Das Haus am Rynok-Platz Nr. 28, welches man am Anfang des 17. Jahrhunderts errichtete, wurde durch zweierlei Besonderheiten bekannt. Zum einen verbrachte der Kosakenführer Iwan Pidkowa dort die letzte Nacht vor seiner Exekution. Zum anderen findet man auf der Fassade einige lateinische Inschriften, welche sich durch Klugheit und Zeitlosigkeit auszeichnen.
Ilko Lemko.
Legenden der alten Stadt Lwiw

Der Brauch, ein Haus mit geflügelten Worten und verschiedenen philosophischen Sinnsprüchen zu schmücken, besteht in Lwiw seit alten Zeiten. Das Steinhaus am Rynok-Platz Nr. 28 ist dafür bekannt, dass der moldauische Fürst Iwan Pidkowa hier seine letzte Nacht vor der Hinrichtung verbrachte. Und ab dem 16. Jahrhundert gehörte das Haus meistens Apothekern und Ärzten. Hier, über den beiden Portalen und über allen Fenstern sehen wir lateinische Aufschriften, die uns mit ihrer mittelalterlichen, bis heute gültigen Weisheit beeindrucken.
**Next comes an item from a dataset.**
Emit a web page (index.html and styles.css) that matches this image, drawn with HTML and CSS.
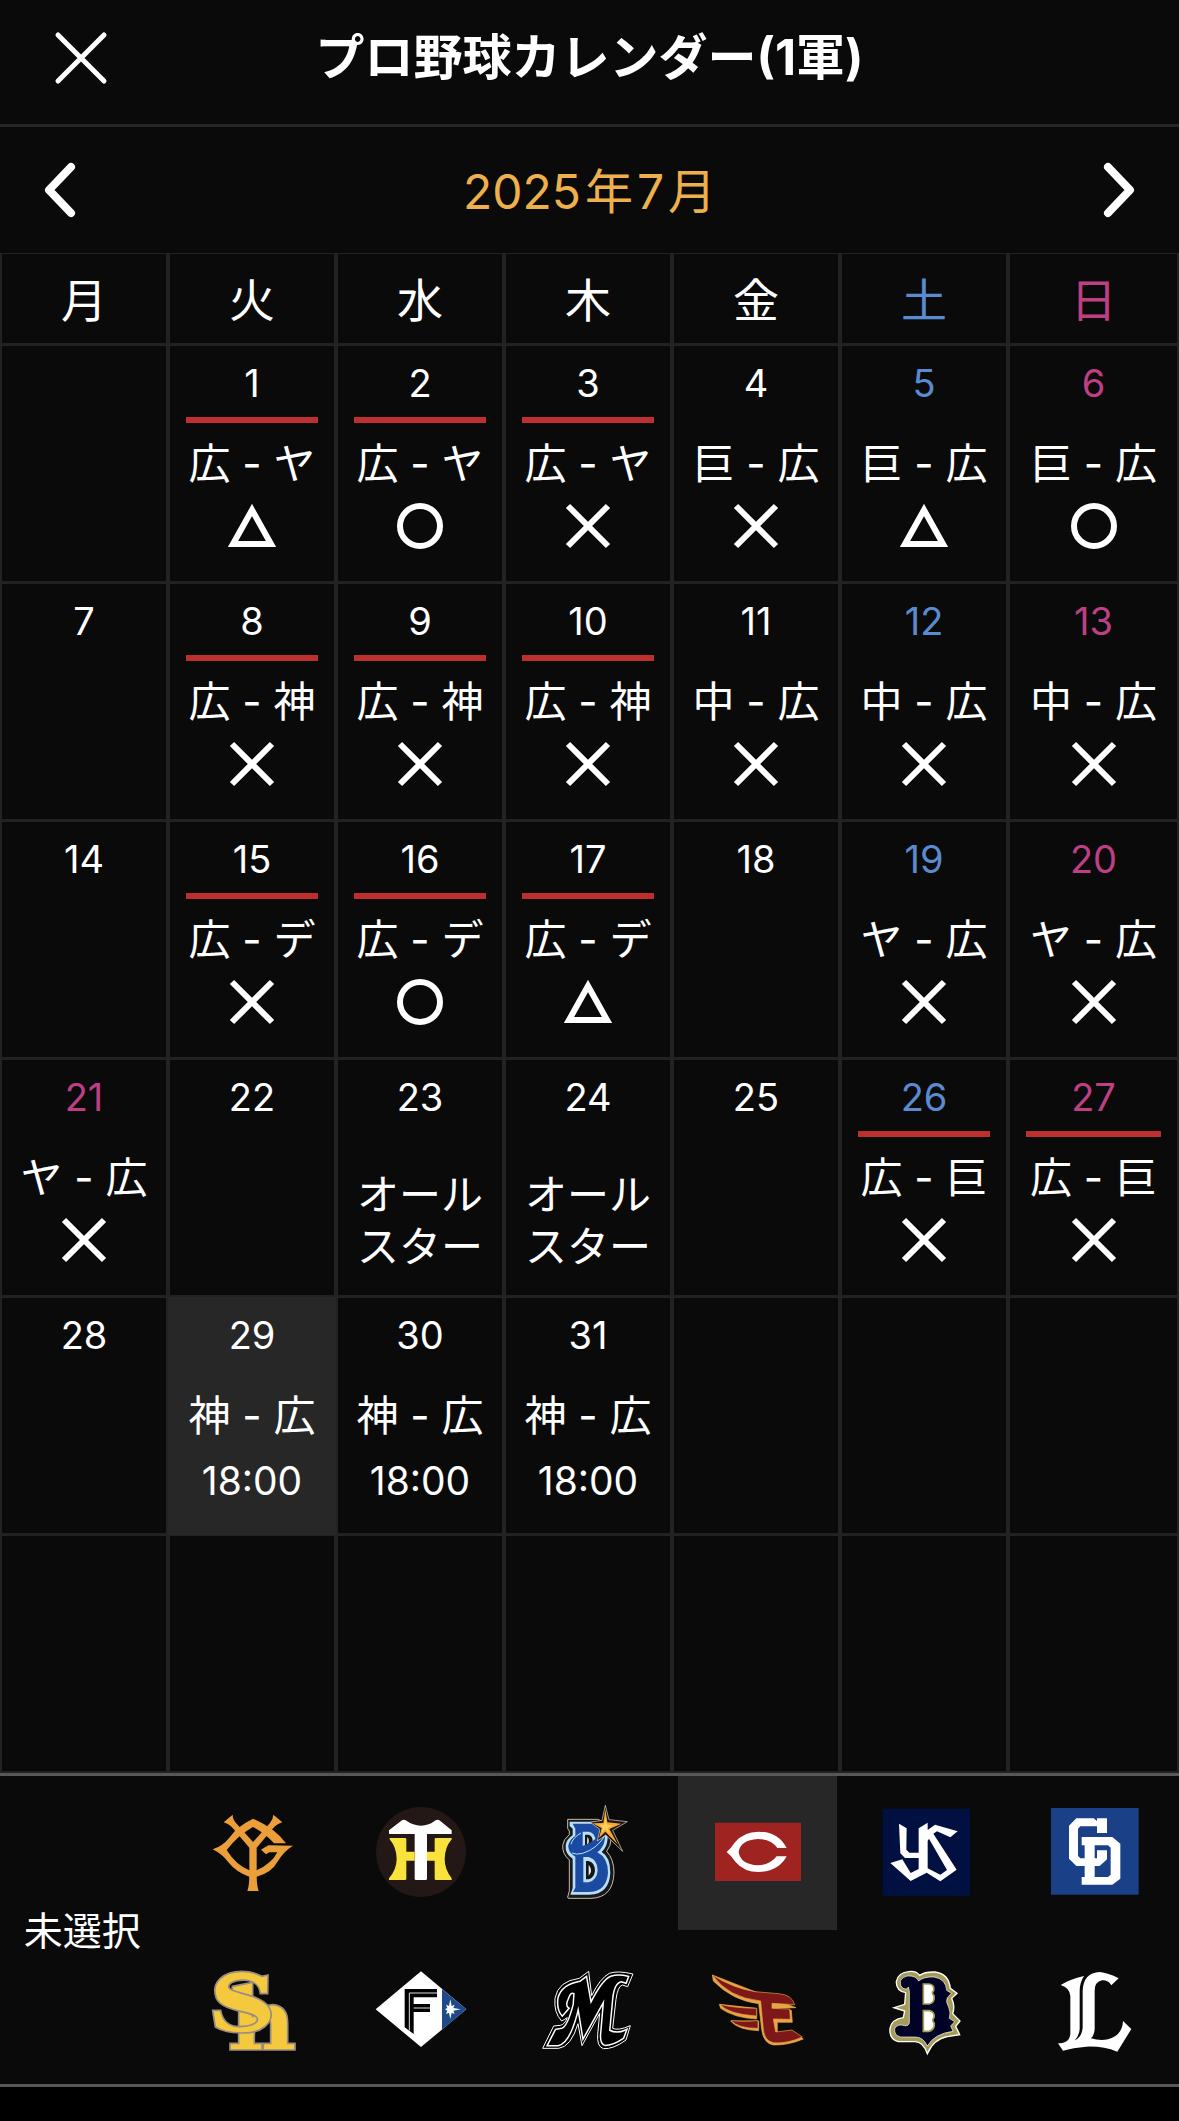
FILE: index.html
```html
<!DOCTYPE html>
<html lang="ja">
<head>
  <meta charset="UTF-8" />
  <meta name="viewport" content="width=device-width, initial-scale=1.0" />
  <title>プロ野球カレンダー(1軍)</title>
  <link rel="stylesheet" href="styles.css">
</head>
<body>
  <!-- result marks used in the calendar -->
  <svg class="defs" aria-hidden="true">
    <symbol id="win" viewBox="0 0 48 48"><circle cx="24" cy="24" r="20" /></symbol>
    <symbol id="lose" viewBox="0 0 48 48"><path d="M4 4L44 44M44 4L4 44" /></symbol>
    <symbol id="draw" viewBox="0 0 48 48"><path d="M24 8L43 42H5Z" /></symbol>
  </svg>

  <header class="header">
    <button class="icon-btn" type="button" aria-label="閉じる">
      <svg width="56" height="56" viewBox="0 0 56 56"><path d="M5 5L51 51M51 5L5 51" stroke-width="5" /></svg>
    </button>
    <h1>プロ野球カレンダー(1軍)</h1>
  </header>

  <nav class="month-nav">
    <button class="icon-btn" type="button" aria-label="前の月">
      <svg width="40" height="56" viewBox="0 0 40 56"><path d="M31 5L9 28L31 51" stroke-width="8" /></svg>
    </button>
    <h2><span>2025</span><span>年</span><span>7</span><span>月</span></h2>
    <button class="icon-btn" type="button" aria-label="次の月">
      <svg width="40" height="56" viewBox="0 0 40 56"><path d="M9 5L31 28L9 51" stroke-width="8" /></svg>
    </button>
  </nav>

  <main>
    <table class="calendar">
      <thead>
        <tr>
          <th>月</th><th>火</th><th>水</th><th>木</th><th>金</th>
          <th class="sat">土</th><th class="sun">日</th>
        </tr>
      </thead>
      <tbody>
        <tr>
          <td></td>
          <td><div class="date home">1</div><div class="match">広 - ヤ</div><svg class="mark"><use href="#draw" /></svg></td>
          <td><div class="date home">2</div><div class="match">広 - ヤ</div><svg class="mark"><use href="#win" /></svg></td>
          <td><div class="date home">3</div><div class="match">広 - ヤ</div><svg class="mark"><use href="#lose" /></svg></td>
          <td><div class="date">4</div><div class="match">巨 - 広</div><svg class="mark"><use href="#lose" /></svg></td>
          <td><div class="date sat">5</div><div class="match">巨 - 広</div><svg class="mark"><use href="#draw" /></svg></td>
          <td><div class="date sun">6</div><div class="match">巨 - 広</div><svg class="mark"><use href="#win" /></svg></td>
        </tr>
        <tr>
          <td><div class="date">7</div></td>
          <td><div class="date home">8</div><div class="match">広 - 神</div><svg class="mark"><use href="#lose" /></svg></td>
          <td><div class="date home">9</div><div class="match">広 - 神</div><svg class="mark"><use href="#lose" /></svg></td>
          <td><div class="date home">10</div><div class="match">広 - 神</div><svg class="mark"><use href="#lose" /></svg></td>
          <td><div class="date">11</div><div class="match">中 - 広</div><svg class="mark"><use href="#lose" /></svg></td>
          <td><div class="date sat">12</div><div class="match">中 - 広</div><svg class="mark"><use href="#lose" /></svg></td>
          <td><div class="date sun">13</div><div class="match">中 - 広</div><svg class="mark"><use href="#lose" /></svg></td>
        </tr>
        <tr>
          <td><div class="date">14</div></td>
          <td><div class="date home">15</div><div class="match">広 - デ</div><svg class="mark"><use href="#lose" /></svg></td>
          <td><div class="date home">16</div><div class="match">広 - デ</div><svg class="mark"><use href="#win" /></svg></td>
          <td><div class="date home">17</div><div class="match">広 - デ</div><svg class="mark"><use href="#draw" /></svg></td>
          <td><div class="date">18</div></td>
          <td><div class="date sat">19</div><div class="match">ヤ - 広</div><svg class="mark"><use href="#lose" /></svg></td>
          <td><div class="date sun">20</div><div class="match">ヤ - 広</div><svg class="mark"><use href="#lose" /></svg></td>
        </tr>
        <tr>
          <td><div class="date sun">21</div><div class="match">ヤ - 広</div><svg class="mark"><use href="#lose" /></svg></td>
          <td><div class="date">22</div></td>
          <td><div class="date">23</div><div class="event">オール<br>スター</div></td>
          <td><div class="date">24</div><div class="event">オール<br>スター</div></td>
          <td><div class="date">25</div></td>
          <td><div class="date sat home">26</div><div class="match">広 - 巨</div><svg class="mark"><use href="#lose" /></svg></td>
          <td><div class="date sun home">27</div><div class="match">広 - 巨</div><svg class="mark"><use href="#lose" /></svg></td>
        </tr>
        <tr>
          <td><div class="date">28</div></td>
          <td class="today"><div class="date">29</div><div class="match">神 - 広</div><div class="time">18:00</div></td>
          <td><div class="date">30</div><div class="match">神 - 広</div><div class="time">18:00</div></td>
          <td><div class="date">31</div><div class="match">神 - 広</div><div class="time">18:00</div></td>
          <td></td>
          <td></td>
          <td></td>
        </tr>
        <tr>
          <td></td><td></td><td></td><td></td><td></td><td></td><td></td>
        </tr>
      </tbody>
    </table>
  </main>

  <footer class="teams">
    <button class="none" type="button">未選択</button>

    <button type="button" aria-label="巨人">
      <svg viewBox="24 51 270 270" fill="#eb9f3b">
        <path d="M71 94L98 71Q98 85 108 96L159 153L210 96Q219 85 220 71L247 94Q232 98 218 113L170 170V250Q170 285 176 300H142Q148 285 148 250V170L100 113Q86 98 71 94Z" />
        <path d="M159 83Q110 107 88 140Q68 165 38 175Q68 190 85 214Q110 245 148 257H170Q215 245 232 213Q252 180 279 164L205 163L183 176L198 190L208 184H232Q215 218 170 238H148Q108 222 80 177Q115 132 159 108Q195 127 222 157H258Q225 112 159 83Z" />
      </svg>
    </button>
    <button type="button" aria-label="阪神">
      <svg viewBox="19 51 270 270">
        <circle cx="154" cy="183" r="135" fill="#231815" />
        <path fill="#fff" d="M108 88Q130 104 154 104Q178 104 198 88Q205 84 212 90L246 118V129H172V263Q172 267 168 267H139Q135 267 135 263V129H58V118L94 90Q101 84 108 88Z" />
        <path fill="#f9e23c" d="M60 141H106Q110 141 110 145V182H135V209H110V263Q110 267 106 267H58V262Q81 235 81 204Q81 170 60 145ZM246 141H199Q195 141 195 145V182H172V209H195V263Q195 267 199 267H246V262Q225 235 225 204Q225 170 246 145Z" />
      </svg>
    </button>
    <button type="button" aria-label="DeNA">
      <svg viewBox="44 51 270 270">
        <path fill="#191919" stroke="#e9dccb" stroke-width="2.5" d="M115 85H205Q245 95 246 140Q245 165 232 181Q254 205 254 245Q252 320 185 322H119Q115 322 115 318L120 300V207Q99 190 100 163Q102 145 120 131V120L115 113Z" />
        <path fill="#b9dff8" d="M121 92H195Q236 98 235 142Q233 170 217 183Q243 198 243 245Q240 309 180 311H123L130 292V203Q107 188 109 164Q111 145 130 133V113L121 105Z" />
        <path fill="#1a4ba0" d="M130 98H193Q227 104 227 142Q224 170 204 184Q236 200 236 245Q232 302 178 303H131L138 290V197Q116 184 117 164Q120 145 138 137V113Z" />
        <path fill="#b9dff8" d="M160 122H178Q199 126 198 150Q196 172 178 178H160ZM162 198H178Q205 205 205 238Q203 268 178 274H162Z" />
        <path fill="#151515" d="M167 131H178Q191 135 190 152Q187 166 175 169H167ZM170 210H178Q197 215 197 239Q195 260 178 265H170Z" />
        <path fill="#e5eef4" d="M174 137Q184 150 173 164ZM178 221Q192 239 178 254Z" />
        <path fill="#1a4ba0" d="M118 166Q124 190 150 188Q205 180 228 120Q185 160 150 168Q130 170 145 130Q119 145 118 166Z" />
        <path fill="none" stroke="#b9dff8" stroke-width="3" d="M128 186Q140 192 160 187Q205 173 229 130M125 160Q130 140 155 126" />
        <path fill="#1b130c" stroke="#f0dfc9" stroke-width="2" d="M228 43L239 86L294 92L250 118L280 181L229 132L204 150L212 115L183 94L218 88Z" />
        <path fill="#f6a92e" d="M228 55L234 94L276 98L240 114L265 160L228 122L209 141L217 112L190 97L222 96Z" />
        <path fill="#fdd15b" d="M228 78L232 101L250 104L235 111L240 126L227 115L216 126L221 109L208 100L224 101Z" />
      </svg>
    </button>
    <button class="selected" type="button" aria-label="広島" aria-pressed="true">
      <svg viewBox="129 111 270 270">
        <path fill="#9f2321" d="M135 155H393V330H135Z" />
        <path fill="#fff" d="M170 243Q183 232 195 214Q220 182 266 182Q325 183 350 231H322Q303 204 264 204Q211 207 206 243Q211 280 264 283Q301 281 320 256H350Q325 302 266 303Q222 303 196 272Q183 253 170 243Z" />
      </svg>
    </button>
    <button type="button" aria-label="ヤクルト">
      <svg viewBox="63 51 270 270">
        <path fill="#001040" d="M68 53H330V314H68Z" />
        <path fill="#fff" fill-rule="evenodd" d="M117 98L140 112L139 176L148 185H176V112L203 95V117L225 101L293 121L271 139L231 121L220 128L290 236L241 271L200 245L152 270L91 216L127 205L152 246L176 234V201H135L121 187ZM203 150V232L241 251L261 237L207 143Z" />
      </svg>
    </button>
    <button type="button" aria-label="中日">
      <svg viewBox="88 51 270 270">
        <path fill="#1a4088" d="M94 51H357V311H94Z" />
        <path fill="#fff" d="M170 82H222L232 90V82H262V126H232V106H182L175 113V195L182 202H232V178H262V205L240 225H170L148 203V104Z" />
        <path fill="#fff" fill-rule="evenodd" d="M186 138H278L302 158V263L278 281H186V258H195V163H186ZM225 163V258H265L273 251V170L265 163Z" />
      </svg>
    </button>

    <button type="button" aria-label="ソフトバンク">
      <svg viewBox="24 513 270 270" fill="#f5c93d" stroke="#998c82" stroke-width="5">
        <path d="M97 586L158 574V675Q185 642 218 641Q263 645 263 695V757H285V777H190V757H212V700Q212 675 195 672Q160 675 163 757H186V777H90V757H116V607L97 600Z" />
        <path d="M204 552L203 608H181C178 579 155 565 120 568C94 570 80 583 89 593C103 608 200 612 212 660C221 694 187 728 125 726C88 726 62 718 46 708L38 658H62C68 692 88 706 117 707C151 706 176 697 172 682C164 660 69 664 49 622C31 574 70 541 125 541C155 541 175 550 186 556Z" />
      </svg>
    </button>
    <button type="button" aria-label="日本ハム">
      <svg viewBox="19 513 270 270">
        <path fill="#fff" d="M18 655L154 541L290 655L154 768Z" />
        <path fill="#1f4a8a" d="M217 594L290 655L217 716Z" />
        <path fill="#000" d="M105 594H202V619H132V639H181V663H132V729L105 709Z" />
        <path fill="none" stroke="#ddd" stroke-width="3" d="M202 606H119V718M132 651H181" />
        <path fill="#fff" d="M242 625L246 645L255 641L251 651L273 655L251 659L255 669L246 665L242 684L238 665L229 669L233 659L226 655L233 651L229 641L238 645Z" />
      </svg>
    </button>
    <button type="button" aria-label="ロッテ">
      <svg viewBox="44 513 270 270" fill="#000" stroke="#fff" stroke-linejoin="miter">
        <path stroke-width="3" d="M40 772L73 705L93 703Q106 701 114 680L97 690Q73 665 77 622Q86 570 150 562L178 541L187 614Q212 562 240 547Q265 538 311 549L295 587L279 582Q265 586 260 625L250 712Q266 720 303 704L290 747Q252 775 222 773Q202 766 205 730L211 667L158 764L146 698Q125 768 88 772Z" />
        <path class="outlined" stroke-width="9" d="M57 762L80 717L98 714Q116 709 134 640L136 606Q122 600 116 620Q104 645 116 652L99 672Q84 655 88 622Q98 582 153 573L170 560L184 640Q219 569 245 558Q268 550 295 558L289 574L276 570Q253 574 248 622L239 719Q262 732 289 719L281 740Q250 761 227 761Q214 757 216 730L225 625L162 738L147 645Q123 754 86 762Z" />
      </svg>
    </button>
    <button type="button" aria-label="楽天">
      <svg viewBox="129 573 270 270" fill="#7d1718" stroke="#e8a545" stroke-width="2" stroke-linejoin="round">
        <path fill="#e8a545" d="M127 612L130 630Q190 690 266 698L275 775Q280 817 310 822Q355 823 400 804L370 783L322 788V754H367L364 718L308 712L378 710Z" />
        <path d="M127 612Q190 652 255 662L325 668Q366 671 374 701L306 697V712L359 714L361 745L310 744L317 783L366 777L397 798Q350 819 310 815Q283 810 280 775L272 690Q175 680 127 612Z" />
        <path fill="#e8a545" d="M148 700L152 712Q190 740 260 744V712ZM182 750Q205 777 266 779V750Z" />
        <path d="M150 700Q190 711 260 712V735Q175 730 150 700ZM183 749Q220 752 264 749V772Q205 772 183 749Z" />
      </svg>
    </button>
    <button type="button" aria-label="オリックス">
      <svg viewBox="63 513 270 270">
        <path fill="#a69c58" stroke="#fff" stroke-width="4" d="M145 542Q168 538 179 553Q195 542 225 543Q266 548 271 592L291 607L275 622Q286 646 278 668L300 690L287 706L299 731L262 737Q222 744 202 788Q190 753 165 752H115Q87 745 90 712Q95 685 130 680L134 660L102 650L134 640L137 605Q108 600 109 572Q113 546 145 542Z" />
        <path fill="#000325" stroke="#fff" stroke-width="2" d="M142 555Q168 553 176 570Q192 556 222 558Q258 564 260 598L274 607L262 620Q256 632 266 648Q273 665 268 682L284 692L272 705L279 721Q223 728 202 765Q190 738 165 738H122Q102 734 104 713Q112 697 134 704Q146 706 148 695V600L145 588Q142 597 129 592Q119 585 121 569Q129 557 142 555Z" />
        <path fill="#fff" stroke="#a69c58" stroke-width="5" d="M190 579H207Q224 581 221 599Q213 606 222 614Q225 635 208 639H190ZM190 659H208Q225 663 222 680Q214 687 223 697Q224 718 206 721H190Z" />
      </svg>
    </button>
    <button type="button" aria-label="西武">
      <svg viewBox="88 513 270 270" fill="#fff">
        <path d="M123 582Q150 565 193 555Q180 575 180 600V715Q178 735 165 748Q186 740 189 710V600Q191 545 240 543Q265 545 297 562L275 583Q265 566 247 568Q225 572 225 600V715Q223 735 214 742Q240 750 265 745Q308 734 310 690L335 714L293 782Q250 765 200 767Q160 770 130 779L115 757Q150 757 152 728V615Q150 590 123 582Z" />
      </svg>
    </button>
  </footer>
</body>
</html>
```

FILE: styles.css
```css
* {
  box-sizing: border-box;
}
body {
  margin: 0;
  background: #000;
  color: #fff;
  font-family: Inter, "Noto Sans CJK JP", sans-serif;
}
button {
  padding: 0;
  border: 0;
  background: none;
  color: inherit;
  font: inherit;
  cursor: pointer;
}
svg {
  display: block;
}
h1, h2 {
  margin: 0;
}
.defs {
  display: none;
}

/* header */
.header,
.month-nav {
  display: grid;
  align-items: center;
  height: 127px;
  background: #0a0a0a;
}
.header {
  grid-template-columns: 56px 1fr 56px;
  padding: 0 53px 8px;
  border-bottom: 3px solid #262626;
}
.header h1 {
  font-size: 49px;
  line-height: 56px;
  text-align: center;
  white-space: nowrap;
}
.icon-btn path {
  fill: none;
  stroke: #fff;
  stroke-linecap: round;
  stroke-linejoin: round;
}
.month-nav {
  grid-template-columns: 40px 1fr 40px;
  height: 126px;
  padding: 0 40px;
}
.month-nav h2 {
  display: flex;
  justify-content: center;
  gap: 4px;
  padding-top: 4px;
  color: #edb04c;
  font-size: 48px;
  font-weight: 400;
  line-height: 56px;
}

/* calendar */
.calendar {
  width: 100%;
  table-layout: fixed;
  border-collapse: separate;
  border-spacing: 0;
  background: #0a0a0a;
}
.calendar th,
.calendar td {
  border: 2px solid #222;
  border-top-width: 1px;
  padding: 0;
}
.calendar th {
  height: 92px;
  padding-top: 2px;
  font-size: 46px;
  font-weight: 400;
  line-height: 52px;
}
.calendar th:not(:last-child) {
  width: 14.25%;
}
.calendar td {
  height: 238px;
  padding: 15px 16px 0;
  vertical-align: top;
  text-align: center;
  white-space: nowrap;
}
.calendar .sat {
  color: #5a8ad0;
}
.calendar .sun {
  color: #bf3f84;
}
.calendar .today {
  background: #272727;
  border-color: #272727;
}
.date {
  padding-bottom: 12px;
  border-bottom: 6px solid transparent;
  font-size: 38px;
  line-height: 44px;
}
.date.home {
  border-color: #be2f30;
}
.match {
  margin: 19px -8px 0;
  font-size: 42px;
  line-height: 44px;
}
.mark {
  width: 48px;
  height: 48px;
  margin: 16px auto 0;
  fill: none;
  stroke: #fff;
  stroke-width: 6;
}
.time {
  margin-top: 21px;
  font-size: 39px;
  line-height: 44px;
}
.event {
  margin-top: 32px;
  font-size: 42px;
  line-height: 52px;
}

/* team picker */
.teams {
  display: grid;
  grid-template-columns: repeat(7, 1fr);
  grid-auto-rows: 154px;
  column-gap: 9px;
  padding: 0 5px;
  border-top: 3px solid #585858;
  border-bottom: 3px solid #585858;
  background: #0a0a0a;
}
.teams button {
  display: flex;
  align-items: center;
  justify-content: center;
}
.teams svg {
  width: 90px;
  height: 90px;
  overflow: visible;
}
.teams .selected {
  background: #272727;
}
.teams .none {
  grid-row: span 2;
  padding: 0 5px 4px 0;
  font-size: 39px;
}
.outlined {
  paint-order: stroke;
}
```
Über den Fenstern des dritten Stockes links sehen wir die Aufschrift: „Probus invidet nemini“ – „Der Kluge beneidet niemanden“ und weiter – „Die Tugend bezwingt alles“, „Die Tugend wird mit Respekt belohnt“. Unten – „Wo Güte ist, da ist Gott“, „Wo Überfluss ist, da ist Sünde“, „Wo Reichtum ist, sind auch Freunde“. Des Weiteren findet sich eine für die Epoche der Renaissance kennzeichnende Sentenz: „Niemals verfehlen das Nützliche und das Schöne einander“ und schließlich über dem Hauptportal steht: „Deus meus et omnia“ – „Du bist mein Gott und mein alles“. Wenn wir versuchen, über diese Sinnsprüche nachzudenken, so nähern wir uns zumindest ein bisschen dem Menschen der Epoche der Renaissance – diesem klugen, ruhigen, harmonischen und lebenslustigen Menschen.
Aus dem Ukrainischen von Khrystyna Dyakiv
Lemko, Ilko: Lehendy staroho Lwowa [Legenden der alten Stadt Lwiw]. Apriori: Lwiw 2008, S. 176.